Before Doc became a living legend, he was just a blind man trying to support his family as a full-time piano tuner and occasional musician. For twenty years he played with local N.C. bands. Playing country, rock-a-billy, and a variety of other popular songs, He played what the people of Morganton, Lenoir, Hickory and Asheville wanted to hear. He didn’t play traditional music in public until, encouraged by music historian Ralph Rinzler, he accepted an engagement in a Greenwich Village folk club in 1961. Watson gained national attention at the legendary Newport Folk Festivals of 1963 and 64. The lasting record that we have of those concerts is The Essential Doc Watson, available as one CD since 1986. It was originally released as two separate vinyl LPs.

Supporting Cast

Of the 26 songs in this collection, Watson performs as an unaccompanied flat-picking guitarist on 17 of them. On the remaining tunes members of his family accompany him. His then teenage son Merle (named after Merle Travis) plays second guitar on The Train That Carried my Girl From Town and Blackberry Blossom.

Watson’s father-in-law, legendary fiddle player Gaither Carlton appears on Blueridge Mountain Blues, Handsome Molly, and the Woodie Guthrie composition Going Down this Road Feeling Bad.

Doc’s brother, Arnold, plays banjo on three tunes, including Whitehouse Blues. And, Doc’s mother even joins in on the vocals on the traditional spiritual I Want to Love Him More.

Song Writing Credits

Only eight of the songs on the album are credited to other artists. The traditional songs arranged and adapted by Doc Watson are:

  • Tom Dooley 
  • Alberta 
  • Beaumont Rag 
  • Muskrat 
  • Down in the Valley to Pray 
  • Shady Grove 
  • Black Mountain Rag 
  • Groundhog 
  • Little Orphan Girl 
  • Rambling Hobo 
  • Little Omie Wise 
  • Handsome Molly 
  • I Want to Love Him More 
  • Way Downtown

There are two songs by the Singing Brakeman, Little Jimmy Rodgers:

  • My Rough and Rowdy Ways 
  • I Was a Stranger

Other credits not already mentioned are:

  • James Baker – Saint James Hospital 
  • Alton Delmore – Blue Railroad train 
  • Clarence Ashley – Rising Sun Blues 
  • Charlie Poole – Whitehouse Blues

The Music

Most of these songs are short, many of the coming in at under two minutes. Only Froggie Went A-Courtin’, Rising Sun Blues and Little Omie Wise are longer than four minutes.

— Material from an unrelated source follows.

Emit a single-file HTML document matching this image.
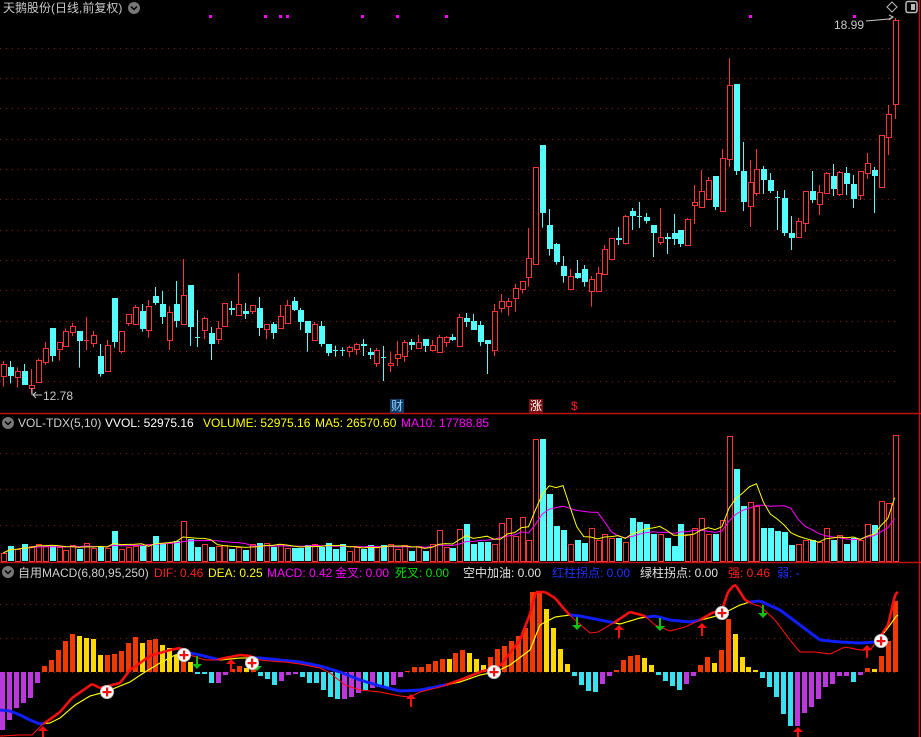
<!DOCTYPE html>
<html><head><meta charset="utf-8">
<style>
html,body{margin:0;padding:0;background:#000;width:921px;height:737px;overflow:hidden}
body{position:relative;font-family:"Liberation Sans","Noto Sans CJK SC",sans-serif;font-size:12px}
svg{position:absolute;left:0;top:0}
.t{position:absolute;white-space:nowrap;line-height:14px;font-size:12px}
</style></head><body>
<svg id="s" width="921" height="737" xmlns="http://www.w3.org/2000/svg"></svg>
<div class="t" style="left:3px;top:1px;color:#c8c8c8;font-size:12px">天鹅股份(日线,前复权)</div>
<div class="t" style="left:834px;top:18px;color:#c8c8c8">18.99</div>
<div class="t" style="left:43px;top:389px;color:#c8c8c8">12.78</div>
<div class="t" style="left:18px;top:416px;color:#d0d0d0">VOL-TDX(5,10)</div>
<div class="t" style="left:105px;top:416px;color:#fff">VVOL: 52975.16</div>
<div class="t" style="left:203px;top:416px;color:#ffff00">VOLUME: 52975.16</div>
<div class="t" style="left:315px;top:416px;color:#ffff00">MA5: 26570.60</div>
<div class="t" style="left:401px;top:416px;color:#ff00ff">MA10: 17788.85</div>
<div class="t" style="left:18px;top:566px;color:#d0d0d0">自用MACD(6,80,95,250)</div>
<div class="t" style="left:154px;top:566px;color:#ff2020">DIF: 0.46</div>
<div class="t" style="left:208px;top:566px;color:#ffff00">DEA: 0.25</div>
<div class="t" style="left:267px;top:566px;color:#ff00ff">MACD: 0.42</div>
<div class="t" style="left:335px;top:566px;color:#ff00ff">金叉: 0.00</div>
<div class="t" style="left:395px;top:566px;color:#00e000">死叉: 0.00</div>
<div class="t" style="left:463px;top:566px;color:#e0e0e0">空中加油: 0.00</div>
<div class="t" style="left:552px;top:566px;color:#2030ff">红柱拐点: 0.00</div>
<div class="t" style="left:640px;top:566px;color:#e0e0e0">绿柱拐点: 0.00</div>
<div class="t" style="left:728px;top:566px;color:#ff2020">强: 0.46</div>
<div class="t" style="left:777px;top:566px;color:#2030ff">弱: -</div>
<div class="t" style="left:390px;top:399px;color:#8fd0ff;background:#123a66;padding:0 1px">财</div>
<div class="t" style="left:529px;top:399px;color:#fff;background:#7a1010;padding:0 1px">涨</div>
<div class="t" style="left:571px;top:399px;color:#ff2020">$</div>
<script>
var S=document.getElementById('s'),o='';
function L(x1,y1,x2,y2,c,w,d){o+='<line x1="'+x1+'" y1="'+y1+'" x2="'+x2+'" y2="'+y2+'" stroke="'+c+'" stroke-width="'+(w||1)+'"'+(d?' stroke-dasharray="'+d+'"':'')+'/>';}
function R(x,y,w,h,f,s){if(h<0)h=0;o+='<rect x="'+x+'" y="'+y+'" width="'+w+'" height="'+h+'" fill="'+f+'"'+(s?' stroke="'+s+'"':'')+'/>';}
[48,78,108,139,169,199,230,260,290,321,351,381].forEach(function(y){L(0,y+.5,897,y+.5,'#8a1a1a',1,'1 5');});
[453,489,525].forEach(function(y){L(0,y+.5,897,y+.5,'#8a1a1a',1,'1 5');});
[604,638,672].forEach(function(y){L(0,y+.5,897,y+.5,'#8a1a1a',1,'1 5');});
L(0,413.5,921,413.5,'#c01010',1.5);L(0,562.5,921,562.5,'#c01010',1.5);L(919.5,0,919.5,737,'#c01010',1.5);
[210,265,280,287,362,397,446,750,854].forEach(function(x){R(x-1,15,3,3,'#ff00ff');});
var A=[['R',342,378,333,410],['C',351,378,333,400],['R',363,381,352,412],['C',363,405,342,405],['R',405,415,357,430],['R',330,397,325,397],['R',295,335,276,345],['C',234,318,234,335],['R',277,296,277,332],['R',243,287,235,287],['R',228,245,219,258],['C',243,272,243,353],['R',270,274,201,300],['R',255,278,243,291],['C',318,372,282,380],['R',286,362,270,362],['C',144,275,144,293],['R',243,302,243,311],['R',192,218,192,228],['R',171,221,165,225],['C',183,237,162,245],['R',168,239,150,263],['C',138,159,111,165],['C',162,200,123,222],['R',186,269,168,300],['C',162,213,93,232],['R',135,221,27,225],['C',105,231,105,288],['C',261,263,180,291],['R',204,239,200,268],['C',249,282,231,330],['R',234,267,213,282],['R',159,227,159,227],['C',175,179,153,195],['R',162,194,69,194],['C',183,191,159,207],['R',166,182,166,192],['C',174,233,141,258],['R',222,236,222,267],['C',222,248,216,267],['R',198,234,165,234],['R',165,218,150,222],['C',153,180,141,183],['C',180,215,174,240],['C',213,248,213,305],['R',222,269,216,269],['C',228,282,213,290],['C',282,309,282,318],['C',299,301,287,320],['C',299,301,292,318],['R',291,302,287,321],['R',282,296,279,315],['C',282,288,267,318],['C',306,315,294,327],['R',300,338,294,351],['C',321,323,288,393],['R',339,344,306,366],['R',312,323,273,348],['R',276,318,270,336],['C',276,285,267,300],['R',276,293,255,293],['C',267,288,267,306],['R',285,299,270,303],['R',261,305,255,305],['R',261,276,258,291],['C',262,269,252,273],['R',201,287,192,287],['C',204,215,189,231],['C',213,240,192,240],['C',225,276,213,288],['C',270,282,270,372]];
var B=[['R',783,900,762,918],['R',753,773,732,788],['R',753,767,744,797],['R',714,743,702,785],['R',693,716,693,731],['R',624,680,534,710],['R',351,641,351,641],['C',285,488,285,533],['C',525,597,477,617],['C',582,635,579,644],['C',648,677,618,698],['R',679,716,657,716],['C',669,684,630,687],['C',657,696,645,710],['R',687,722,678,770],['R',669,722,651,722],['R',597,671,585,671],['R',564,626,564,626],['C',564,570,531,585],['R',498,578,495,584],['C',483,497,474,540],['C',498,500,456,534],['C',501,513,489,521],['C',525,548,525,621],['R',561,575,474,584],['C',561,567,549,612],['C',549,567,492,585],['C',540,582,540,591],['R',507,584,504,584],['R',456,464,405,522],['R',423,470,360,473],['R',390,446,381,446],['C',378,470,378,480],['R',324,482,297,482],['R',105,326,24,351],['C',102,362,102,375],['C',363,455,276,483],['R',396,467,330,531],['R',357,428,297,438],['C',357,390,348,432],['C',390,423,369,429],['C',441,443,423,540],['C',444,549,420,558],['C',549,564,498,600],['R',513,560,504,560],['R',423,518,423,546],['C',423,450,363,459],['R',426,461,405,495],['R',369,428,366,428],['C',378,417,342,438],['R',366,431,363,438],['C',369,402,351,435],['C',402,447,375,474],['R',363,434,363,450],['R',339,368,309,387],['C',360,378,351,489],['R',255,410,255,410],['R',192,260,165,315],['R',-90,161,-96,207]];
var K=[];A.forEach(function(a){K.push([a[0],250+a[1]/3,250+a[2]/3,250+a[3]/3,250+a[4]/3]);});
B.forEach(function(a){K.push([a[0],50+a[1]/3,50+a[2]/3,50+a[3]/3,50+a[4]/3]);});
var RC='#ff3434',CC='#54fcfc';
function cx(i){return 3.3+6.91*i;}
K.forEach(function(k,i){var x=Math.round(cx(i)),c=k[0]=='R'?RC:CC;var t=Math.round(k[1]),b=Math.round(k[2]);
L(x+.5,k[3],x+.5,t,c);L(x+.5,b,x+.5,k[4],c);
if(b-t<2){L(x-2,t+.5,x+3,t+.5,c);}else if(k[0]=='R'){R(x-1.5,t+.5,5,b-t,'#000',c);}else{R(x-2,t,6,b-t,c);}});
o+='<polyline points="866,21 889,19 893,17" fill="none" stroke="#c8c8c8"/><polyline points="889,15 893,17 889,20" fill="none" stroke="#c8c8c8"/>';
o+='<line x1="33" y1="395" x2="42" y2="395" stroke="#c8c8c8"/><polyline points="36,392 33,395 36,398" fill="none" stroke="#c8c8c8"/><line x1="32" y1="388" x2="32" y2="395" stroke="#c8c8c8"/>';
o+='<circle cx="134" cy="8" r="6" fill="#777"/><polyline points="131,6.5 134,9.5 137,6.5" fill="none" stroke="#000" stroke-width="1.5"/>';
o+='<circle cx="8" cy="423" r="6" fill="#777"/><polyline points="5,421.5 8,424.5 11,421.5" fill="none" stroke="#000" stroke-width="1.5"/>';
o+='<circle cx="8" cy="572" r="6" fill="#777"/><polyline points="5,570.5 8,573.5 11,570.5" fill="none" stroke="#000" stroke-width="1.5"/>';
o+='<polygon points="892,2 897,7 892,12 887,7" fill="none" stroke="#bbb"/><rect x="906" y="1.5" width="11" height="11" rx="2" fill="none" stroke="#bbb" stroke-width="1.5"/><rect x="911" y="4" width="4" height="6" fill="#bbb"/>';
var V=[];for(var i=0;i<K.length;i++){V.push(8+Math.round(6*Math.abs(Math.sin(i*1.7))+4*Math.abs(Math.sin(i*0.37))));}
var ov={7:15,14:14,16:30,22:25,25:20,26:40,24:18,27:22,30:14,37:18,44:16,54:14,57:12};for(var kk in ov)V[kk]=ov[kk];
var Z=[[440,31],[446,14],[453,13],[460,32],[466,37],[473,17],[480,19],[487,19],[494,17],[501,38],[508,43],[515,25],[522,44],[529,21],[536,122],[543,122],[549,67],[556,35],[563,31],[570,17],[577,21],[584,18],[591,33],[598,21],[605,27],[612,23],[619,23],[626,19],[632,43],[639,39],[646,37],[653,27],[660,27],[667,23],[674,15],[681,37],[688,27],[695,33],[702,43],[709,27],[715,27],[722,41],[729,125],[736,92],[743,55],[750,59],[757,55],[764,33],[771,33],[778,30],[785,29],[792,16],[798,17],[805,21],[812,21],[819,19],[826,33],[833,21],[840,26],[847,17],[854,23],[861,21],[868,37],[875,36],[881,60],[888,58],[895,126]];
Z.forEach(function(z){var i=Math.round((z[0]-3.3)/6.91);if(i>=K.length)i=K.length-1;V[i]=z[1];});
V.forEach(function(h,i){var x=Math.round(cx(i));if(K[i][0]=='R')R(x-1.5,561.5-h,5,h,'#000',RC);else R(x-2,561-h,6,h,CC);});
function ma(n){var p=[];for(var i=0;i<V.length;i++){var s=0,c=0;for(var j=Math.max(0,i-n+1);j<=i;j++){s+=V[j];c++;}p.push(cx(i).toFixed(1)+','+(561-s/c).toFixed(1));}return p.join(' ');}
o+='<polyline points="'+ma(10)+'" fill="none" stroke="#ff00ff"/><polyline points="'+ma(5)+'" fill="none" stroke="#ffff00"/>';
var M=[[-58,'M'],[-48,'M'],[-36,'M'],[-31,'M'],[-26,'M'],[-11,'M'],[6,'R'],[12,'R'],[22,'R'],[31,'R'],[38,'R'],[36,'Y'],[34,'Y'],[33,'Y'],[17,'Y'],[17,'R'],[18,'R'],[21,'R'],[29,'R'],[35,'R'],[29,'Y'],[32,'R'],[33,'R'],[27,'Y'],[24,'Y'],[17,'Y'],[22,'R'],[10,'Y'],[-2,'C'],[-2,'C'],[-11,'C'],[-11,'M'],[-3,'M'],[3,'R'],[6,'R'],[4,'Y'],[6,'R'],[-4,'C'],[-7,'C'],[-13,'C'],[-9,'M'],[-3,'M'],[-2,'M'],[-5,'C'],[-11,'C'],[-11,'C'],[-18,'C'],[-25,'C'],[-27,'C'],[-27,'M'],[-25,'M'],[-21,'M'],[-18,'C'],[-16,'M'],[-15,'C'],[-16,'C'],[-13,'M'],[-5,'M'],[1,'R'],[5,'R'],[5,'R'],[8,'R'],[11,'R'],[13,'R'],[13,'Y'],[19,'R'],[22,'R'],[19,'Y'],[13,'Y'],[7,'Y'],[15,'R'],[23,'R'],[26,'R'],[31,'R'],[36,'R'],[44,'R'],[80,'R'],[81,'R'],[63,'Y'],[44,'Y'],[23,'Y'],[8,'Y'],[-4,'C'],[-13,'C'],[-19,'C'],[-20,'C'],[-12,'M'],[-4,'M'],[2,'R'],[12,'R'],[16,'R'],[17,'R'],[14,'Y'],[7,'Y'],[-3,'C'],[-9,'C'],[-14,'C'],[-18,'C'],[-12,'M'],[-4,'M'],[7,'R'],[15,'R'],[9,'Y'],[22,'R'],[53,'R'],[38,'Y'],[15,'Y'],[5,'Y'],[2,'Y'],[-6,'C'],[-15,'C'],[-25,'C'],[-42,'C'],[-54,'C'],[-54,'M'],[-41,'M'],[-35,'M'],[-27,'M'],[-15,'M'],[-12,'M'],[-4,'M'],[-4,'M'],[-10,'C'],[-3,'M'],[4,'R'],[3,'Y'],[16,'R'],[31,'R'],[71,'R']];
var MC={R:'#f03a00',Y:'#ffd800',C:'#38e0f0',M:'#bb38dd'},st=893/(M.length-1);
M.forEach(function(m,i){var x=Math.round(i*st),h=m[0];if(h>=0)R(x,672-h,5,h,MC[m[1]]);else R(x,672,5,-h,MC[m[1]]);});
var DIF=[[0,736],[20,735],[32,735],[42,725],[60,712],[72,698],[92,684],[100,688],[120,683],[130,670],[150,656],[170,650],[180,648],[190,655],[205,660],[215,660],[230,657],[240,655],[250,656],[260,660],[270,661],[285,662],[300,664],[320,668],[330,673],[345,685],[360,690],[380,692],[400,696],[410,697],[420,692],[440,687],[460,680],[480,672],[500,666],[520,640],[530,614],[536,592],[545,592],[555,598],[565,610],[575,620],[590,633],[598,632],[615,622],[630,612],[645,616],[655,625],[670,631],[685,627],[700,620],[712,613],[722,610],[728,592],[735,584],[745,600],[755,605],[760,606],[775,620],[790,640],[800,652],[815,652],[830,654],[845,647],[860,650],[870,650],[878,640],[888,625],[895,595],[897,592]];
var DEA=[[0,710],[10,711],[20,715],[30,720],[40,724],[50,723],[60,718],[75,705],[90,696],[105,692],[115,688],[130,682],[145,672],[160,663],[175,655],[185,652],[200,655],[220,660],[240,658],[260,658],[280,660],[300,662],[320,666],[340,672],[360,680],[380,686],[400,691],[420,690],[440,686],[460,682],[480,675],[495,672],[510,665],[530,650],[540,625],[555,617],[570,615],[580,616],[600,620],[620,624],[640,618],[655,616],[670,620],[690,622],[705,619],[720,615],[740,605],[750,602],[760,601],[780,610],[800,625],[820,640],[840,642],[860,643],[875,642],[880,638],[890,625],[897,615]];
function at(P,x){for(var i=1;i<P.length;i++){if(P[i][0]>=x){var a=P[i-1],b=P[i],t=(x-a[0])/((b[0]-a[0])||1);return a[1]+t*(b[1]-a[1]);}}return P[P.length-1][1];}
for(var xx=0;xx<897;xx+=2){var d1=at(DIF,xx),d2=at(DIF,xx+2),e1=at(DEA,xx),e2=at(DEA,xx+2),isUp=(d1+d2)<(e1+e2);
if(isUp){L(xx,e1,xx+2,e2,'#ffff00',1.2);L(xx,d1,xx+2,d2,'#ff1010',2.6);}else{L(xx,e1,xx+2,e2,'#1020ff',3);L(xx,d1,xx+2,d2,'#ff1010',1.1);}}
function arrUp(x,y){o+='<polygon points="'+x+','+(y-7)+' '+(x-5)+','+(y-2)+' '+(x+5)+','+(y-2)+'" fill="#ff1010"/><rect x="'+(x-1)+'" y="'+(y-2)+'" width="2" height="8" fill="#ff1010"/>';}
function arrDn(x,y){o+='<rect x="'+(x-1)+'" y="'+(y-7)+'" width="2" height="8" fill="#10c010"/><polygon points="'+x+','+(y+6)+' '+(x-5)+','+(y+1)+' '+(x+5)+','+(y+1)+'" fill="#10c010"/>';}
try{
[[43,733],[231,666],[411,701],[619,632],[702,630],[867,652],[798,734]].forEach(function(p){arrUp(p[0],p[1]);});
[[197,663],[577,624],[660,625],[763,612],[257,665]].forEach(function(p){arrDn(p[0],p[1]);});
[[107,692],[184,655],[252,663],[494,672],[722,613],[881,641]].forEach(function(p){o+='<circle cx="'+p[0]+'" cy="'+p[1]+'" r="6.5" fill="#fff" stroke="#ccc"/><rect x="'+(p[0]-4.5)+'" y="'+(p[1]-1)+'" width="9" height="2.2" fill="#f01010"/><rect x="'+(p[0]-1)+'" y="'+(p[1]-4.5)+'" width="2.2" height="9" fill="#f01010"/>';});
}finally{S.innerHTML=o;}
</script>
</body></html>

The themes of these folk and bluegrass tunes are those of the mountains from whence Doc Watson came. Murderous lovers are found in Tom Dooley and Little Omie Wise. At least three tunes contain references to trains. There are traditional blues and flat-picking marvels like the Beaumont Rag and the Black Mountain Rag. There are spirituals and children’s songs.

I play this album compulsively over and over again. I know every chorus. When I hear a version of one of these songs by another artist it somehow seems profane, like looking at a paint-by-number version of a Van Gogh.

This is a historical collection of music and I love history.